Aux premières loges de l’apocalypse

L’auteur de SF Robert Silverberg imagine dans une nouvelle rééditée ces jours-ci la fin du monde comme un loisir à la mode.
publié le 13 mai 2020 à 18h01

«Vous savez ce qu'on a fait la semaine dernière ? Je vous le donne en mille : on est allés voir la fin du monde.» Nick et Jane avaient de quoi frimer : ils ont déboursé une fortune pour observer, sur une longue plage enveloppée de brouillard, la mort d'une sorte de crabe dont on leur a dit qu'il était le dernier être vivant sur Terre.

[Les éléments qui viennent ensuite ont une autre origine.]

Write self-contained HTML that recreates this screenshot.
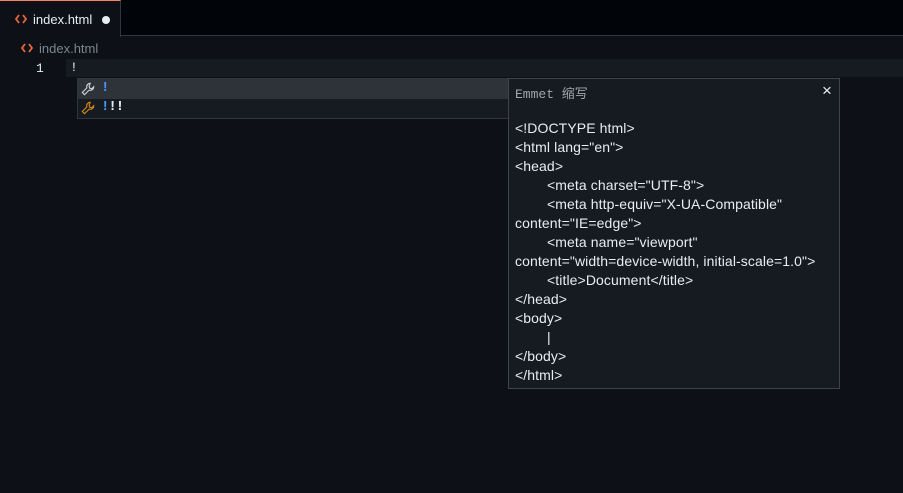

Voilà qui aurait dû impressionner leurs amis, si ces derniers ne s'étaient pas presque tous offert le même spectacle ! La fin du monde est devenue le dernier loisir à la mode chez ces jeunes Californiens oisifs. Et chacun de raconter ce qu'il a vu : la Terre submergée par la montée des océans, dévorée par le Soleil ou encore gelée par une nouvelle ère glaciaire. Et les fanfaronnades sur ces visions d'apocalypse s'enchaînent dans l'allégresse insouciante de la bande, uniquement interrompues par quelques rappels à la réalité auxquels personne ne prête beaucoup d'attention. Les annonces d'un tremblement de terre sans précédent à San Francisco, d'émeutes meurtrières à Saint-Louis ou des bombes nucléaires qui tombent à droite et à gauche intéressent bien moins les amis de Nick et Jane que la fascination morbide pour ces récits d'apocalypse.

Destination fin du monde est publié en 1972 par Robert Silverberg, l'un des derniers survivants à ce jour de l'âge d'or de la science-fiction - il a été contemporain des plus célèbres, Isaac Asimov, Philip K. Dick ou Arthur C. Clarke. La nouvelle ponctue une période d'appétence pour les fictions d'apocalypse qui ne s'est pas tellement tarie depuis. Les années 70 avaient de quoi inspirer les auteurs de SF, entre guerre froide, menace d'un hiver nucléaire et première prise de conscience sérieuse des risques du dérèglement climatique. Mais on se surprend à tiquer, en lisant la nouvelle, par l'actualité toute particulière qu'elle prend au jour de sa réédition.

Robert Silverberg l'écrit lui-même, dans une préface du 30 mars 2020, «à l'aube d'une terrible pandémie» : «Durant toute ma vie d'écrivain, j'ai essayé d'entrevoir l'avenir ; ce à quoi j'assiste aujourd'hui est tellement effrayant que l'avenir, je l'espère, apportera cette fois un démenti à ma vision de demain.» A défaut de paniquer devant l'état de notre monde, nous trouverons au moins, comme les protagonistes qui dansent sur un volcan, un certain réconfort à lire les mille manières dont il pourrait finir dans quelques milliers d'années.

Destination fin du monde, à paraître le 9 juin.